Шедшие параллельно переговоры великих послов с австрийцами успеха не приносили. Винить их в том трудно. Перемена в международной обстановке властно диктовала всем европейским дворам новые ориентиры дипломатических симпатий и антипатий. После того как в битве при Зенте войска знаменитого полководца, принца Евгения Савойского сокрушили армию султана, необходимость в продолжении войны с Турцией для империи отпала. Тем более что в Европе назревал новый конфликт — Война за испанское наследство. Австрийские дипломаты, мечтавшие поскорее высвободить руки, за спиной России уже начали переговоры с османами. Петр был крайне недоволен поведением союзников. Для него Азов и Таганрог — лишь первый шаг к завоеванию выхода в Черное море. Вторым шагом должны были стать захват Керчи и обретение права свободного судоходства по Черному морю. Австрийцы, узнав о планах царя, ничего другого придумать не сумели, как предложить русским завоевать Керчь… до подписания мира. Совет был с издевочкой, с расчетом на простачков: мол, воюйте — нам легче будет договориться с османами. Великие послы молча проглотили обиду и потребовали от союзников подписания мира не иначе как при условии передачи Керчи в царские руки. Австрийцы резонно заметили, что турки не привыкли отдавать крепости без боя. Против этого трудно было что-то возразить. Так что пришлось удовлетвориться лишь обещанием союзной стороны не подписывать мир, не ознакомив царя с его условиями.
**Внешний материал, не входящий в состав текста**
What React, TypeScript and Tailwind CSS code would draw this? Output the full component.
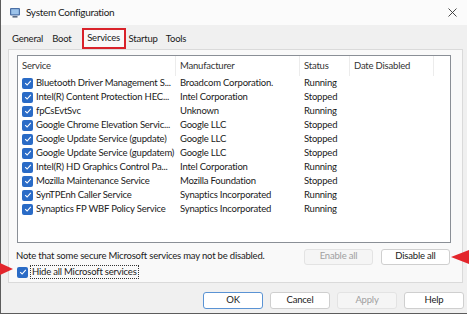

Если на дипломатическом фронте дела складывались из рук вон плохо, то в сфере личных контактов двух монархов произошли сдвиги. Прежняя чопорность если не исчезла, то по крайней мере уже не столь мешала общению. Петр был вежлив, сдержан и прост. Двор был даже несколько шокирован, увидев вместо «дикаря» воспитанного человека. Заговорили о необычном государе московитов с «хорошими манерами». Бесспорно, Петр стремился произвести благоприятное впечатление. Но это не значит, что он хитрил и лицемерил. Царь и здесь оставался самим собой, думая прежде всего о деле и интересах страны.
Как и везде, Петр вызывал пристальное внимание окружающих. Суждения были в целом благоприятны. Кардинал Коллиниц, быстро сообразивший, что все надежды обратить царя к католической вере выстроены на песке, тем не менее признал: «У него живой и быстрый ум». Если вспомнить прежние отзывы, то нельзя не признать редкое единодушие их авторов. В наступавшую эпоху Просвещения, столь высоко ставившую ум и образованность, Петр развеял предубеждение о русских, по крайней мере в отношении их интеллектуальных способностей.
Две недели пребывания в Вене отмечены были празднествами. Царь побывал на маскараде, во время которого Леопольд, отчасти перенявший игру Петра, позволил себе пооригинальничать. Не имея возможности прямо провозгласить тост в честь царя, он чокнулся с Петром и произнес: «Если не ошибаюсь, вы знакомы с русским царем, выпьем же за его здоровье».
Выпили, тем более что со здоровьем Петра было все благополучно. Чего нельзя было сказать о положении в стране. Там случился очередной бунт.